Ambil contoh, langkah perusahaan untuk melakukan penggantian sumber energi dari minyak solar ke gas yang lebih ramah lingkungan, atau penggantian energi listrik ke panel surya yang kelak menyebabkan efisiensi biaya energi.
Bahkan, perusahaan ini berencana menambah sembilan pusat distribusi baru pada tahun 2024 dengan tujuan memangkas biaya distribusi yang mahal. Pasalnya, dalam harga jual, bukan hanya ada bahan baku tapi juga ongkos distribusi, dan lainnya.
"Harga BBM (bahan bakar minyak) dan bahan baku memang fluktuatif, tapi yang lain bisa kami kendalikan agar dapat lebih efisien," kata Eko.
Langkah efisiensi AVIA tecermin dari kinerja keuangan mereka. Pada akhir 2023, AVIA telah mencatat laba sebesar Rp 1,64 triliun atau tumbuh 17,3% dari tahun sebelumnya. Perolehan ini ditopang oleh kenaikan pendapatan yang sebesar 4,82% year on year menjadi Rp 7,01 triliun.
Dengan efisiensi operasional yang memprioritaskan inovasi produksi dan distribusi, AVIA berhasil mencapai margin laba tertinggi dalam lima tahun terakhir sebesar 23,4% dan mendorong laba lebih tinggi.

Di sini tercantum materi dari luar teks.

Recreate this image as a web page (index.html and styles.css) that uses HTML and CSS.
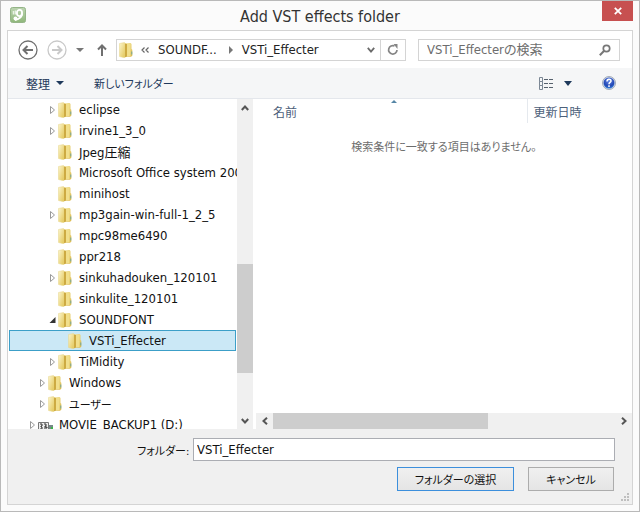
FILE: index.html
```html
<!DOCTYPE html>
<html lang="ja">
<head>
<meta charset="utf-8">
<title>Add VST effects folder</title>
<link rel="stylesheet" href="styles.css">
</head>
<body>
<svg class="defs" aria-hidden="true">
  <defs>
    <linearGradient id="front" x1="0" x2="1" y1="0" y2="1"><stop offset="0" stop-color="#fbf5cd"/><stop offset="1" stop-color="#e3c656"/></linearGradient>
    <linearGradient id="back" x1="0" x2="1" y1="0" y2="1"><stop offset="0" stop-color="#f6e9a0"/><stop offset="1" stop-color="#dcb94c"/></linearGradient>
    <linearGradient id="leaf" x1="0" x2="0" y1="0" y2="1"><stop offset="0" stop-color="#bdd5b2"/><stop offset="1" stop-color="#8fb77a"/></linearGradient>
    <radialGradient id="ball" cx=".5" cy=".3" r=".8"><stop offset="0" stop-color="#5f86e6"/><stop offset=".6" stop-color="#2347b5"/><stop offset="1" stop-color="#3c9be8"/></radialGradient>
    <symbol id="folder" viewBox="0 0 16 16">
      <path d="M5 1.500 11.500 1l1 1v5l.8.8v6l-1.300.9H6z" fill="url(#back)"/>
      <path d="M.5 1.500 5.500.5l.5 1v14L4.500 15.500l-4-1z" fill="url(#front)" stroke="#e6d588" stroke-width=".5"/>
      <path d="M6 1.500 8 2v12.500l-2 .8z" fill="#cdaa42"/>
      <path d="M8 2h3.500v12H8z" fill="#f1df8c"/>
      <path d="M12.800 9.500v3" stroke="#72a596" stroke-width="1"/>
    </symbol>
    <symbol id="closed" viewBox="0 0 8 10"><path d="M1.500 1.500v7l4-3.500z" fill="#fff" stroke="#999"/></symbol>
    <symbol id="open" viewBox="0 0 8 10"><path d="M6.500 2v6h-6z" fill="#333"/></symbol>
  </defs>
</svg>
<main class="window">
  <header class="titlebar">
    <svg class="app-icon" viewBox="0 0 16 16"><rect x=".5" y=".5" width="15" height="15" rx="2" fill="url(#leaf)" stroke="#94b487"/><path d="M3.500 4v3.500M5.500 3.500v4" stroke="#e9f2e5" stroke-width="1.500"/><ellipse cx="9.500" cy="6" rx="2.600" ry="3.200" fill="none" stroke="#fff" stroke-width="1.800"/><path d="M12 6.500c0 3-2.500 5.500-7 6.500" fill="none" stroke="#fff" stroke-width="2"/><circle cx="5.500" cy="11.500" r="2" fill="#fff"/></svg>
    <h1 class="title">Add VST effects folder</h1>
    <button class="close" aria-label="閉じる"><svg width="8" height="8" viewBox="0 0 8 8"><path d="M.8.8l6.400 6.400M7.200.8.8 7.200" stroke="#fff" stroke-width="1.800"/></svg></button>
  </header>
  <section class="frame">
    <nav class="navbar">
      <button class="round" aria-label="戻る"><svg width="20" height="20" viewBox="0 0 20 20" fill="none" stroke="#707070"><circle cx="10" cy="10" r="9" stroke-width="1.300"/><path d="M15 10H6M9.500 6 5.500 10l4 4" stroke-width="2"/></svg></button>
      <button class="round" aria-label="進む"><svg width="20" height="20" viewBox="0 0 20 20" fill="none" stroke="#c9c9c9"><circle cx="10" cy="10" r="9" stroke-width="1.300"/><path d="M5 10h9M10.500 6l4 4-4 4" stroke-width="2"/></svg></button>
      <button class="recent" aria-label="履歴"><svg width="8" height="4" viewBox="0 0 8 4"><path d="M0 0h8L4 4z" fill="#777"/></svg></button>
      <button class="up" aria-label="上へ"><svg width="10" height="12" viewBox="0 0 10 12" fill="none" stroke="#707070" stroke-width="2"><path d="M5 12V2M1 5.500l4-4 4 4"/></svg></button>
      <div class="address">
        <svg class="folder"><use href="#folder"/></svg>
        <span class="chevrons"><svg width="8" height="6" viewBox="0 0 8 6"><path d="M3.500.5 1 3l2.500 2.500M7.500.5 5 3l2.500 2.500" fill="none" stroke="#666" stroke-width="1.200"/></svg></span>
        <a class="crumb" href="#">SOUNDF...</a>
        <svg class="sep" width="4" height="8" viewBox="0 0 4 8"><path d="M0 0l4 4-4 4z" fill="#777"/></svg>
        <a class="crumb last" href="#">VSTi_Effecter</a>
        <button class="drop" aria-label="以前の場所"><svg width="8" height="6" viewBox="0 0 8 6"><path d="M.8.8 4 4.500 7.200.8" fill="none" stroke="#6b6b6b" stroke-width="1.800"/></svg></button>
        <button class="refresh" aria-label="更新"><svg width="12" height="12" viewBox="0 0 12 12"><path d="M7.500 2A4.200 4.200 0 1 0 10 6" fill="none" stroke="#858585" stroke-width="1.700"/><path d="M6.500 0h4v5z" fill="#858585"/></svg></button>
      </div>
      <label class="search">
        <input type="text" placeholder="VSTi_Effecterの検索" aria-label="検索">
        <svg width="12" height="12" viewBox="0 0 12 12"><circle cx="7.500" cy="4.500" r="3.200" fill="none" stroke="#777" stroke-width="1.700"/><path d="M5.200 6.800.8 11.200" stroke="#777" stroke-width="2"/></svg>
      </label>
    </nav>
    <div class="toolbar">
      <button class="tool">整理<svg width="8" height="4" viewBox="0 0 8 4"><path d="M0 0h8L4 4z" fill="#1e395b"/></svg></button>
      <button class="tool kana">新しいフォルダー</button>
      <button class="tool view" aria-label="表示方法"><svg width="16" height="13" viewBox="0 0 16 13" fill="none"><path d="M1.500.5h3v4h-3zM1.500 4.500h3v4h-3zM1.500 8.500h3v4h-3z" stroke="#7b8794"/><path d="M6 2.500h4m1 0h4M6 6.500h4m1 0h4M6 10.500h4m1 0h4" stroke="#56616d"/></svg><svg class="caret" width="8" height="5" viewBox="0 0 8 5"><path d="M0 0h8L4 5z" fill="#1e395b"/></svg></button>
      <button class="tool help" aria-label="ヘルプ"><svg width="14" height="14" viewBox="0 0 14 14"><circle cx="7" cy="7" r="6.500" fill="#d9dfea" stroke="#8d98a9" stroke-width=".8"/><circle cx="7" cy="7" r="5.500" fill="url(#ball)"/><path d="M5 5.500c0-3 4-2.800 4-.6C9 6.500 7 6.400 7 8.200M7 9.300v1.600" fill="none" stroke="#fff" stroke-width="1.500"/></svg></button>
    </div>
    <div class="content">
      <ul class="tree">
        <li class="deep"><svg class="exp"><use href="#closed"/></svg><svg class="folder"><use href="#folder"/></svg><span>eclipse</span></li>
        <li class="deep"><svg class="exp"><use href="#closed"/></svg><svg class="folder"><use href="#folder"/></svg><span>irvine1_3_0</span></li>
        <li class="deep"><i class="exp"></i><svg class="folder"><use href="#folder"/></svg><span>Jpeg圧縮</span></li>
        <li class="deep"><i class="exp"></i><svg class="folder"><use href="#folder"/></svg><span>Microsoft Office system 2007</span></li>
        <li class="deep"><i class="exp"></i><svg class="folder"><use href="#folder"/></svg><span>minihost</span></li>
        <li class="deep"><svg class="exp"><use href="#closed"/></svg><svg class="folder"><use href="#folder"/></svg><span>mp3gain-win-full-1_2_5</span></li>
        <li class="deep"><i class="exp"></i><svg class="folder"><use href="#folder"/></svg><span>mpc98me6490</span></li>
        <li class="deep"><i class="exp"></i><svg class="folder"><use href="#folder"/></svg><span>ppr218</span></li>
        <li class="deep"><svg class="exp"><use href="#closed"/></svg><svg class="folder"><use href="#folder"/></svg><span>sinkuhadouken_120101</span></li>
        <li class="deep"><i class="exp"></i><svg class="folder"><use href="#folder"/></svg><span>sinkulite_120101</span></li>
        <li class="deep"><svg class="exp"><use href="#open"/></svg><svg class="folder"><use href="#folder"/></svg><span>SOUNDFONT</span></li>
        <li class="deepest selected"><i class="exp"></i><svg class="folder"><use href="#folder"/></svg><span>VSTi_Effecter</span></li>
        <li class="deep"><svg class="exp"><use href="#closed"/></svg><svg class="folder"><use href="#folder"/></svg><span>TiMidity</span></li>
        <li class="mid"><svg class="exp"><use href="#closed"/></svg><svg class="folder"><use href="#folder"/></svg><span>Windows</span></li>
        <li class="mid"><svg class="exp"><use href="#closed"/></svg><svg class="folder"><use href="#folder"/></svg><span class="kana">ユーザー</span></li>
        <li class="top"><svg class="exp"><use href="#closed"/></svg><svg class="folder" viewBox="0 0 16 16"><path d="M.5 5.500h10v7H.5z" fill="#eee" stroke="#777"/><path d="M2 7h2v2H3v1h1v2H2M6 7h2v2H7v1h2v1H6" fill="none" stroke="#333"/><path d="M11 8h4v5h-4z" fill="#788"/><path d="M13 10h2v2h-2z" fill="#3cb34a"/></svg><span>MOVIE_BACKUP1 (D:)</span></li>
      </ul>
      <div class="vscroll">
        <button aria-label="上へスクロール"><svg width="8" height="6" viewBox="0 0 8 6"><path d="M.8 5 4 1.500 7.200 5" fill="none" stroke="#555" stroke-width="2"/></svg></button>
        <div class="vtrack"><div class="vthumb"></div></div>
        <button aria-label="下へスクロール"><svg width="8" height="6" viewBox="0 0 8 6"><path d="M.8 1 4 4.500 7.200 1" fill="none" stroke="#555" stroke-width="2"/></svg></button>
      </div>
      <div class="list">
        <table>
          <thead><tr><th class="name">名前<svg class="sort" width="6" height="3" viewBox="0 0 6 3"><path d="M0 3h6L3 0z" fill="#5585a5"/></svg></th><th class="date">更新日時</th></tr></thead>
          <tbody><tr><td class="kana" colspan="2">検索条件に一致する項目はありません。</td></tr></tbody>
        </table>
        <div class="hscroll">
          <button aria-label="左へスクロール"><svg width="6" height="8" viewBox="0 0 6 8"><path d="M5 .8 1.500 4 5 7.200" fill="none" stroke="#555" stroke-width="2"/></svg></button>
          <div class="htrack"><div class="hthumb"></div></div>
          <button aria-label="右へスクロール"><svg width="6" height="8" viewBox="0 0 6 8"><path d="M1 .8 4.500 4 1 7.200" fill="none" stroke="#555" stroke-width="2"/></svg></button>
        </div>
      </div>
    </div>
    <form class="footer">
      <div class="field"><label class="kana" for="folder-name">フォルダー:</label><input id="folder-name" type="text" value="VSTi_Effecter"></div>
      <div class="actions"><button type="button" class="push kana primary">フォルダーの選択</button><button type="button" class="push kana">キャンセル</button></div>
      <svg class="grip" width="8" height="8" viewBox="0 0 8 8"><path d="M6 0h2v2H6zM3 3h2v2H3zM6 3h2v2H6zM0 6h2v2H0zM3 6h2v2H3zM6 6h2v2H6z" fill="#bfbfbf"/></svg>
    </form>
  </section>
</main>
</body>
</html>
```
FILE: styles.css
```css
* { box-sizing: border-box; }
body, h1, ul, form { margin: 0; padding: 0; }
body, button, input {
  font-family: "DejaVu Sans Condensed", "Noto Sans CJK JP", sans-serif;
  font-size: 13px;
  font-feature-settings: "palt";
}
body { color: #111; }
svg { display: block; flex: none; }
button { border: 0; padding: 0; background: none; display: flex; align-items: center; justify-content: center; flex: none; }
.defs { position: absolute; width: 0; height: 0; }

.window {
  display: flex;
  flex-direction: column;
  min-height: 100vh;
  padding: 0 6px 6px;
  border: 1px solid #b9b9b9;
  background: #fbfbfb;
}
.titlebar { display: flex; align-items: flex-start; height: 29px; }
.app-icon { width: 16px; height: 16px; margin: 6px 0 0 3px; }
.title { flex: 1; padding-left: 12px; font-size: 16px; font-weight: 400; line-height: 32px; text-align: center; color: #333; }
.close { width: 31px; height: 20px; background: #c75050; }

.frame { flex: 1; display: flex; flex-direction: column; border: 1px solid #d4d4d4; background: #fff; }
.navbar { display: flex; align-items: center; height: 37px; padding: 0 12px 0 10px; }
.round { margin-right: 9px; }
.recent { margin: 0 13px 0 0; }
.up { margin-right: 9px; }
.address { flex: 288; display: flex; align-items: center; height: 22px; min-width: 0; border: 1px solid #d4d4d4; }
.address .folder { margin-left: 2px; }
.chevrons { margin: 0 9px 0 1px; }
.crumb { color: #222; text-decoration: none; white-space: nowrap; }
.sep { margin: 0 9px 0 12px; }
.last { flex: 1; }
.drop { width: 18px; }
.refresh { width: 25px; height: 20px; border-left: 1px solid #d4d4d4; }
.search { flex: 184; display: flex; align-items: center; height: 22px; min-width: 0; margin-left: 12px; padding: 0 8px; border: 1px solid #d4d4d4; }
.search input { flex: 1; min-width: 0; padding: 0; border: 0; outline: 0; background: none; }
.search input::placeholder { color: #6d6d6d; opacity: 1; }

.toolbar { display: flex; align-items: center; height: 31px; padding: 0 16px 0 18px; border-bottom: 1px solid #e4e7ec; background: #f5f6f7; }
.tool { margin-right: 30px; gap: 6px; font-size: 12px; color: #1e395b; }
.view { margin: 0 30px 0 auto; gap: 10px; }
.help { margin: 0; }

.content { flex: 1; display: flex; min-height: 330px; }
.tree { flex: 229; min-width: 0; height: 330px; overflow: hidden; list-style: none; }
.tree li { display: flex; align-items: center; height: 21px; margin: 0 1px; border: 1px solid transparent; white-space: nowrap; }
.tree .top { padding-left: 19px; }
.tree .mid { padding-left: 29px; }
.tree .deep { padding-left: 39px; }
.tree .deepest { padding-left: 49px; }
.tree .selected { border-color: #3c9fc8; background: #cbe8f6; }
.exp { width: 8px; height: 10px; margin-right: 1px; flex: none; }
.folder { width: 16px; height: 16px; margin-right: 5px; }
.vscroll { flex: none; display: flex; flex-direction: column; width: 16px; background: #f0f0f0; }
.vscroll button { height: 17px; }
.vtrack { flex: 1; display: flex; flex-direction: column; }
.vtrack::before { content: ""; flex: 148; }
.vthumb { flex: 109; background: #cdcdcd; }
.vtrack::after { content: ""; flex: 39; }
.list { flex: 376; min-width: 0; display: flex; flex-direction: column; margin-left: 3px; }
table { width: 100%; border-collapse: collapse; table-layout: fixed; }
th { position: relative; height: 24px; padding: 0; font-size: 12px; font-weight: 400; text-align: left; color: #4c607a; }
.name { padding-left: 17px; }
.date { width: 105px; padding-left: 6px; border-left: 1px solid #e5e9ee; }
.sort { position: absolute; top: 1px; left: 50%; }
td { height: 46px; padding: 0; text-align: center; color: #6d6d6d; }
.hscroll { display: flex; height: 16px; margin-top: auto; background: #f0f0f0; }
.hscroll button { width: 17px; }
.htrack { flex: 1; display: flex; }
.hthumb { width: 63%; background: #cdcdcd; }

.footer { position: relative; height: 75px; padding: 9px 17px 0 129px; background: #f0f0f0; }
.field { display: flex; align-items: center; }
.field label { width: 56px; white-space: nowrap; }
.field input { flex: 1; min-width: 0; height: 23px; padding: 0 3px; border: 1px solid #abadb3; background: #fff; color: #111; }
.actions { display: flex; justify-content: flex-end; gap: 14px; margin: 6px 1px 0 0; }
.push { width: 86px; height: 24px; border: 1px solid #acacac; background: linear-gradient(#f0f0f0, #e5e5e5); color: #111; }
.primary { width: 117px; border-color: #3c8fdc; }
.grip { position: absolute; right: 3px; bottom: 3px; }

.kana { font-size: 11px; }
```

Tahun ini, manajemen AVIA menargetkan pertumbuhan volume penjualan 4,%-8% untuk mencapai kenaikan penjualan 6%-10%. Strategi mereka adalah dengan meluncurkan produk baru, mendukung inovasi produk, serta memperluas pusat distribusi.
Analis Natalia Sutanto dari BRIDanareksa Sekuritas melihat peluang AVIA meraih kinerja lebih baik di 2024. Dia memperkirakan, volume penjualan AVIA tumbuh moderat 3,6%-4,6%, sementara margin kotor bisa mencapai 44,4%-44,5% dengan catatan biaya tetap stabil. Dia mempertahankan rekomendasi buy AVIA dengan target harga Rp 660 per saham.
Jumat (26/4), harga AVIA di Rp 510 per saham. Sepanjang tahun ini, saham AVIA tercatat naik 2% year to date.